M. De Giovanni, Le solitudini dell’anima

L’altra vita del De Giovanni

di Antonio Stanca

Il napoletano Maurizio De Giovanni è uno scrittore di romanzi gialli. Ha cinquantanove anni, è nato e vive a Napoli e dal 2005, quando iniziò con un racconto scritto per un concorso indetto da Porsche Italia, non ha smesso di scrivere. Il genere è sempre stato quello del romanzo giallo, la prima serie quella che ha avuto come protagonista il commissario Ricciardi, la seconda quella dell’ispettore Lojacono, dalla quale è stata tratta una fiction televisiva.

Anche racconti ha scritto De Giovanni e a volte li ha raccolti in antologie. Una delle più recenti è stata pubblicata l’anno scorso dalla casa editrice Rizzoli di Milano col titolo Le solitudini dell’anima.

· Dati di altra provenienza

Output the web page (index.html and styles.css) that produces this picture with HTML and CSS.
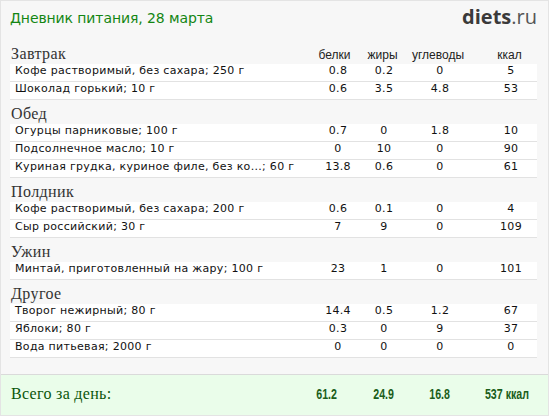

Scrittore molto prolifico, il De Giovanni si è da tempo imposto all’attenzione di un pubblico non solo italiano poiché tradotto viene pure in inglese, francese, tedesco e spagnolo. Ad interessare è il suo modo di procedere che non trascura nessun particolare dell’ambiente, dei personaggi rappresentati, che permette di sapere, di conoscere tante situazioni insolite prima di arrivare alla scoperta, alla verità finale. Questo avviene nei romanzi dove più ampio è lo spazio a disposizione, più esteso il discorso, più lontana la verità da raggiungere mentre nei racconti l’autore è costretto ad arrivarci prima e dopo un percorso piuttosto breve. Efficace, tuttavia, risulta anche questa maniera poiché più attirato si sente il lettore dalla conoscenza di una verità che arriva rapidamente e più mosso a passare al racconto successivo per sapere di altre veloci rivelazioni.

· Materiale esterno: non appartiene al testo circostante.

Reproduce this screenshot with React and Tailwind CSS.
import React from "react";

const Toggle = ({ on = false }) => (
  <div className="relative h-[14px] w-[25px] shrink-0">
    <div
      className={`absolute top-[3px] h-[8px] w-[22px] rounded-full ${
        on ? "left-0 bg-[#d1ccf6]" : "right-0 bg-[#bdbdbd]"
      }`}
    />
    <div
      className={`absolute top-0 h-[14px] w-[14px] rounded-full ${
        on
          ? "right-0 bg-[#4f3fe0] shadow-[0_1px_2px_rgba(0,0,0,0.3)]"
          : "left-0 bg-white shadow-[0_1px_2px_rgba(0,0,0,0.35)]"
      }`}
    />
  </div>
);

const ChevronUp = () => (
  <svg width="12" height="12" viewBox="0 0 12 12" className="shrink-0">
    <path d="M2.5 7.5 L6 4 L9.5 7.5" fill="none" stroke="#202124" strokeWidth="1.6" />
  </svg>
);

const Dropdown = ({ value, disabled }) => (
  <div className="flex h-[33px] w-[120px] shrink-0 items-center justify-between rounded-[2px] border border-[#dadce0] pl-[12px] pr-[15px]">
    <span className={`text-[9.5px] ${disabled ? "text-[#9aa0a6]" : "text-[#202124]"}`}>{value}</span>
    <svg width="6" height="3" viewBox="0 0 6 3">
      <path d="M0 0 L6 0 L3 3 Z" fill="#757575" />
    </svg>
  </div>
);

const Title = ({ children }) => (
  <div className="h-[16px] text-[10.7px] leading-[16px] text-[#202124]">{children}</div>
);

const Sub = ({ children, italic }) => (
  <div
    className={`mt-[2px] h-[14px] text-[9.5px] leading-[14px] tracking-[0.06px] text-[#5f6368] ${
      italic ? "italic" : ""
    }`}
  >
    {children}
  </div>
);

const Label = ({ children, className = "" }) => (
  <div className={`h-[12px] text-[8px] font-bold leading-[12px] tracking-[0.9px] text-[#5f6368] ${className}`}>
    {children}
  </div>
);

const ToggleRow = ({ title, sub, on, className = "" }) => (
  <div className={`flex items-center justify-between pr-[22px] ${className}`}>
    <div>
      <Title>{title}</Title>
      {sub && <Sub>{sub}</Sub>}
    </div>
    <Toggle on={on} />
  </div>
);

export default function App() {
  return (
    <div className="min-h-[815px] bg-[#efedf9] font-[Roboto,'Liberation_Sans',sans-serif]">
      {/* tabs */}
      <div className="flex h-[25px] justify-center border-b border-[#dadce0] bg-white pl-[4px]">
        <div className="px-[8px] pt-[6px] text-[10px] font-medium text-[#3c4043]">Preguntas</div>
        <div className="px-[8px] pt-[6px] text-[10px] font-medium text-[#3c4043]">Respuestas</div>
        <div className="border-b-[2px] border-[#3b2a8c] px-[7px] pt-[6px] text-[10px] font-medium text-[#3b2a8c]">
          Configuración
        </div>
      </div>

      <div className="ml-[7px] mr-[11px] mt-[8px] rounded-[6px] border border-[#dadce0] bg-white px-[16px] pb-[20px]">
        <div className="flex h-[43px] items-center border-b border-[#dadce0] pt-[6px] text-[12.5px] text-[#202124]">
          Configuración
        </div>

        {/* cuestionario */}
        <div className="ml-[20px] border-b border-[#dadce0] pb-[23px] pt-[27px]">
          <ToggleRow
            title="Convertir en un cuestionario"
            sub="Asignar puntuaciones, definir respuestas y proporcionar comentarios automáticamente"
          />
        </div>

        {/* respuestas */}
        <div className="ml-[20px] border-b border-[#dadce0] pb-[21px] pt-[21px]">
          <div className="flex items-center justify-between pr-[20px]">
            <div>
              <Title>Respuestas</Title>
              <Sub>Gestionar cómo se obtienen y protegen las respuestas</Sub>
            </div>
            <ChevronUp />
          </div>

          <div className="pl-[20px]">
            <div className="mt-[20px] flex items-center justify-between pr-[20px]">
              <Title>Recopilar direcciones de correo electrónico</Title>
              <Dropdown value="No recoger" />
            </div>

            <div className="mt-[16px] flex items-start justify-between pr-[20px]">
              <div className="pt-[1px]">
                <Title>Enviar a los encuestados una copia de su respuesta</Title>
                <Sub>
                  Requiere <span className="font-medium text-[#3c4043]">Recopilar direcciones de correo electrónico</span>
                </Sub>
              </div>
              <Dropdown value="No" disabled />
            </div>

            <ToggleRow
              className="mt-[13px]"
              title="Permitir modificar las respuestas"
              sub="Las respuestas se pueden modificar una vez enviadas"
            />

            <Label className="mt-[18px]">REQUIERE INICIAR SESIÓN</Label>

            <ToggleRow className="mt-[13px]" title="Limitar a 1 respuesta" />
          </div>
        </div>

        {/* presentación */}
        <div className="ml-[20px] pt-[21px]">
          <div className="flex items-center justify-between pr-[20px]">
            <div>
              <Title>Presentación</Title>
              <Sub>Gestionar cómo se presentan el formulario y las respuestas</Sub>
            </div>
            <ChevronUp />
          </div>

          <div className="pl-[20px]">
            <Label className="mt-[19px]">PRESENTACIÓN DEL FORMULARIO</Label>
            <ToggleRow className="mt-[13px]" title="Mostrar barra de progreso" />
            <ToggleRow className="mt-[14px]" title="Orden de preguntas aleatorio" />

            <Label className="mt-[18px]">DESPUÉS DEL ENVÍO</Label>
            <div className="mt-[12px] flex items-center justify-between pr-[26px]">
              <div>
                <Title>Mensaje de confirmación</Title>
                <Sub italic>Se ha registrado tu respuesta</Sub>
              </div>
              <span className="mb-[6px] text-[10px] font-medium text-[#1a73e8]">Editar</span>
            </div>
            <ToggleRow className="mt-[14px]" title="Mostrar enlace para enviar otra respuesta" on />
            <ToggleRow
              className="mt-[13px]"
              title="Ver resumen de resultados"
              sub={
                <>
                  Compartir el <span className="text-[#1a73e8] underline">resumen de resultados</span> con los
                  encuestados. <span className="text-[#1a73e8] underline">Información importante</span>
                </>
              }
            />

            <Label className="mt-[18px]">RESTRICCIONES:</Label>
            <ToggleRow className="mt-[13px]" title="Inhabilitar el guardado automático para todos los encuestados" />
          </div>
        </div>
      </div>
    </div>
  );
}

Abile si mostra il De Giovanni in questo procedimento che usa pure nei racconti della recente antologia. In essi i tempi, i luoghi, gli ambienti, le persone, gli eventi cambiano ma ovunque accadano, chiunque li viva, sono eventi che fanno parte della vita quotidiana, sono fatti di vita anche se di quella vita che avviene ai margini, ai lati dell’altra generalmente conosciuta, di quella vita povera, guastata, rovinata dalla povertà, dal bisogno, dal vizio, da pensieri malsani, da azioni pericolose, dalla violenza, dalla crudeltà, dalla morte. E’ un mondo, è una realtà che la necessità ha fatto diversa, che procede accanto all’altra più nota ma che da questa rimane separata, che a differenza di questa è conosciuta solo da chi la vive nel silenzio, nel buio, nel segreto dei vicoli di una grande città, nella miseria, nello squallore di case decrepite. Qui è andato De Giovanni, in questi posti, tra l’altro pericolosi, si è inoltrato, alla scoperta ha proceduto di cosa si fa, di come si vive quando si è tanti, in casa e fuori, e tutto manca. Da qui ha ricavato questi racconti nei quali gravi sono sempre le vicende rappresentate. Queste, però, lo scrittore mostra come un aspetto naturale di quell’umanità che le vive, in essa trovano le loro ragioni anche se contrarie ad ogni logica, ad ogni regola. Succede così che l’offesa, l’inganno ed ogni altro elemento di una vita sregolata cessino di essere delle colpe, dei reati perché in quella vita hanno la loro spiegazione, la loro giustificazione. Normali diventano, pertanto, azioni quali il furto, la frode, la menzogna, il ricatto, il tradimento ed altre di genere cattivo o ancora peggiore.

E’ la situazione che il De Giovanni fa emergere dai racconti e a farlo riuscire bene è servita pure la sua origine napoletana, la sua vita trascorsa a Napoli a contatto diretto con quell’altra realtà.

Chiaro è, inoltre, lo scrittore nel linguaggio tanto da far sembrare che le sue siano delle illustrazioni se non sopravvenisse ogni volta una grave conclusione. Bene si muove tra la fase preparatoria e quella finale di una vicenda. Sembra di assistere ad una sequenza cinematografica dove più richiesti sono i colpi di scena.